"""

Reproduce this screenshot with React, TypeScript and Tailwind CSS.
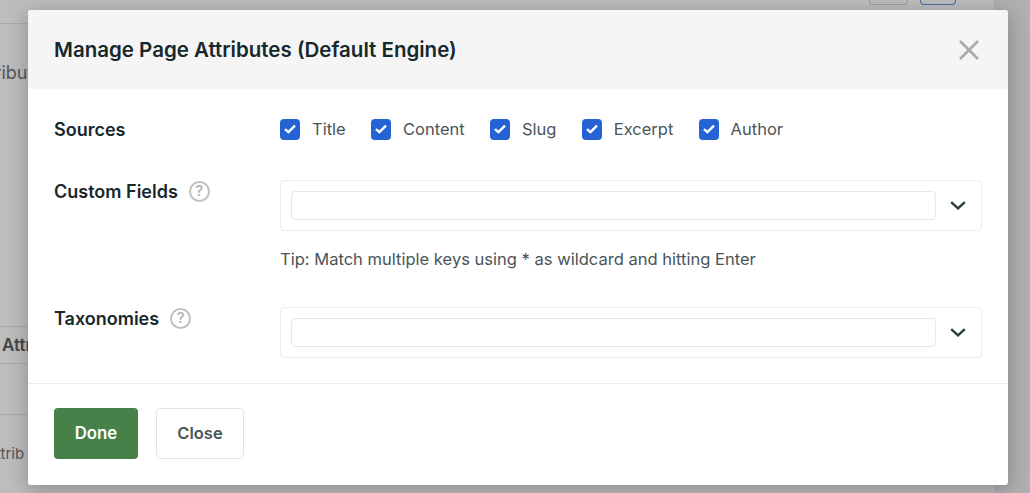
import React from 'react';

const sources = ['Title', 'Content', 'Slug', 'Excerpt', 'Author'];

function Check({ label }: { label: string }) {
  return (
    <label className="flex items-center gap-3">
      <span className="flex h-[21px] w-5 items-center justify-center rounded-[4px] bg-[#2563d4]">
        <svg width="12" height="10" viewBox="0 0 12 10" fill="none">
          <path d="M1 5.2 4.4 8.2 11 1.6" stroke="#fff" strokeWidth="2.4" />
        </svg>
      </span>
      <span className="text-[16.5px] leading-5 text-[#4a5557]">{label}</span>
    </label>
  );
}

function Help() {
  return (
    <span className="flex h-[21px] w-[21px] items-center justify-center rounded-full border-2 border-[#bfc1c1] text-[15px] font-medium text-[#aeb1b1]">
      ?
    </span>
  );
}

function SelectBox() {
  return (
    <div className="flex h-[51px] items-center rounded-[4px] border border-[#ececec] pl-[10px] pr-[15px]">
      <div className="h-[29px] flex-1 rounded-[4px] border border-[#e8e8e8]" />
      <svg width="16" height="9" viewBox="0 0 16 9" fill="none" className="ml-[14px] text-[#2c3e42]">
        <path d="M1.2 1.2 8 7.4 14.8 1.2" stroke="currentColor" strokeWidth="2.4" />
      </svg>
    </div>
  );
}

export default function App() {
  return (
    <div className="relative h-[493px] w-[1030px] overflow-hidden bg-[#b0b0b2] font-['Inter',sans-serif]">
      {/* page behind the dialog */}
      <div className="flex h-full w-[994px] flex-col bg-[#bdbdbe] text-[#555557]">
        <div className="flex h-[24px] justify-end gap-3 border-b border-[#a9a9ab] pr-[38px]">
          <div className="h-[5px] w-[39px] rounded-b-[4px] border border-t-0 border-[#9c9c9e]" />
          <div className="h-[5px] w-[36px] rounded-b-[4px] border border-t-0 border-[#4a6ea8]" />
        </div>
        <div className="h-[302px] pt-[37px] text-[18px] leading-[24px]">
          <span className="-ml-[29px] block">Attributes</span>
        </div>
        <div className="h-[38px] border-y border-[#a9a9ab] pt-[6px] text-[17px] font-semibold text-[#444446]">
          <span className="ml-[2px] block">Attributes</span>
        </div>
        <div className="h-[51px] border-b border-[#a9a9ab]" />
        <div className="pt-[28px] text-[15px]">
          <span className="-ml-[4px] block">ttrib</span>
        </div>
      </div>

      {/* dialog */}
      <div className="absolute left-[28px] top-[10px] flex h-[475px] w-[980px] flex-col rounded-[3px] bg-white shadow-[0_4px_20px_rgba(40,40,50,0.35)]">
        <div className="flex h-[79px] items-center justify-between rounded-t-[3px] bg-[#f5f5f5] px-[26px]">
          <h2 className="pt-[1px] text-[20.5px] font-semibold text-[#17282c]">Manage Page Attributes (Default Engine)</h2>
          <svg width="20" height="20" viewBox="0 0 20 20" fill="none" className="mr-[3px] text-[#a9abab]">
            <path d="M1 1 19 19M19 1 1 19" stroke="currentColor" strokeWidth="2.6" />
          </svg>
        </div>
        <div className="flex flex-1 flex-col px-[26px] pt-[29px]">
          <div className="flex">
            <div className="w-[226px] pt-[2px] text-[18px] font-semibold leading-5 text-[#17282c]">Sources</div>
            <div className="flex gap-[25.3px]">
              {sources.map((s) => (
                <Check key={s} label={s} />
              ))}
            </div>
          </div>
          <div className="mt-[40px] flex">
            <div className="mt-[1px] flex h-[21px] w-[226px] items-center gap-[11px] text-[18px] font-semibold text-[#17282c]">
              Custom Fields <Help />
            </div>
            <div className="flex-1">
              <SelectBox />
              <p className="mt-[18px] text-[16.55px] leading-5 text-[#4a5557]">Tip: Match multiple keys using * as wildcard and hitting Enter</p>
            </div>
          </div>
          <div className="mt-[38px] flex">
            <div className="mt-[1px] flex h-[21px] w-[226px] items-center gap-[11px] text-[18px] font-semibold text-[#17282c]">
              Taxonomies <Help />
            </div>
            <div className="flex-1">
              <SelectBox />
            </div>
          </div>
        </div>
        <div className="flex h-[102px] shrink-0 items-start gap-[18px] border-t border-[#ececec] pl-[26px] pt-[24px]">
          <button className="h-[51px] w-[84px] rounded-[4px] bg-[#46814a] text-[16.8px] font-semibold text-white">Done</button>
          <button className="h-[51px] w-[88px] rounded-[4px] border border-[#e4e4e4] bg-white text-[16.5px] font-semibold text-[#4a5557]">Close</button>
        </div>
      </div>
    </div>
  );
}
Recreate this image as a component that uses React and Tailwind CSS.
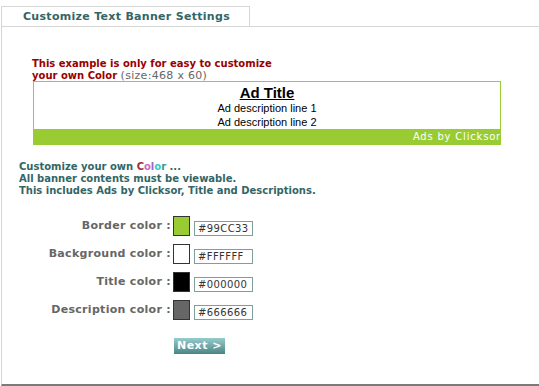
import React from "react";

const rows = [
  { label: "Border color :", swatch: "bg-[#99CC33]", value: "#99CC33" },
  { label: "Background color :", swatch: "bg-[#FFFFFF]", value: "#FFFFFF" },
  { label: "Title color :", swatch: "bg-[#000000]", value: "#000000" },
  { label: "Description color :", swatch: "bg-[#666666]", value: "#666666" },
];

const App = () => {
  return (
    <div className="w-[539px] h-[386px] bg-white overflow-hidden font-['DejaVu_Sans',Verdana,sans-serif]">
      {/* tab header */}
      <div className="pt-[6px] flex">
        <div className="ml-[1px] w-[249px] h-[20px] border border-b-0 border-[#d6d6d6] pl-[21px] pt-[3px] text-[11px] leading-[13px] font-bold text-[#336666] tracking-[0.3px]">
          Customize Text Banner Settings
        </div>
      </div>

      <div className="ml-[1px] h-[360px] border-t border-l border-[#d6d6d6] border-b-2 border-b-[#7a7a7a]">
        <div className="pl-[30px] pt-[31px] text-[10px] leading-[12px] font-bold text-[#990000]">
          <p>This example is only for easy to customize</p>
          <p>
            your own Color{" "}
            <span className="text-[11px] font-normal text-[#666666] tracking-[0.3px]">(size:468 x 60)</span>
          </p>
        </div>

        {/* banner preview */}
        <div className="ml-[31px] mt-[-1px] w-[468px] h-[64px] border border-[#99CC33] overflow-hidden flex flex-col">
          <div className="flex-1 flex flex-col items-center font-['Liberation_Sans',Arial,sans-serif]">
            <p className="text-[15px] leading-[17px] font-bold underline text-black mt-[2px]">Ad Title</p>
            <p className="text-[11px] leading-[14px] text-black">Ad description line 1</p>
            <p className="text-[11px] leading-[14px] text-black">Ad description line 2</p>
          </div>
          <div className="h-[15px] bg-[#99CC33] flex justify-end">
            <span className="text-[10px] leading-[15px] text-white tracking-[0.8px] whitespace-nowrap mr-[-1px]">
              Ads by Clicksor
            </span>
          </div>
        </div>

        <div className="pl-[17px] mt-[16px] text-[10px] leading-[12px] font-bold text-[#336666]">
          <p>
            Customize your own <span className="text-[#993333]">C</span>
            <span className="text-[#cc66cc]">o</span>
            <span className="text-[#9966cc]">l</span>
            <span className="text-[#33cccc]">o</span>
            <span className="text-[#339999]">r</span> ...
          </p>
          <p>All banner contents must be viewable.</p>
          <p>This includes Ads by Clicksor, Title and Descriptions.</p>
        </div>

        <div className="mt-[19px] flex flex-col gap-[8px]">
          {rows.map((r) => (
            <div key={r.value} className="flex items-center h-[20px]">
              <span className="w-[170px] text-right pr-[1px] text-[11px] font-bold text-[#666666] tracking-[0.3px]">
                {r.label}
              </span>
              <span className={`ml-[1px] w-[17px] h-[20px] border border-[#333333] ${r.swatch}`}></span>
              <span className="ml-[4px] mt-[4px] w-[59px] h-[15px] border border-[#7f9f9f] pl-[3px] text-[10px] leading-[13px] text-[#333333] tracking-[0.4px]">
                {r.value}
              </span>
            </div>
          ))}
        </div>

        <div className="mt-[12px] ml-[172px]">
          <button className="w-[51px] h-[16px] bg-gradient-to-b from-[#98cccc] to-[#4a8585] text-white text-[11px] leading-[16px] font-bold tracking-[0.5px]">
            Next &gt;
          </button>
        </div>
      </div>
    </div>
  );
};

export default App;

"""

=== Task to complete ===
Copy out the lines that hold "Tailwind".

=== Output below ===
Reproduce this screenshot with React, TypeScript and Tailwind CSS.
Recreate this image as a component that uses React and Tailwind CSS.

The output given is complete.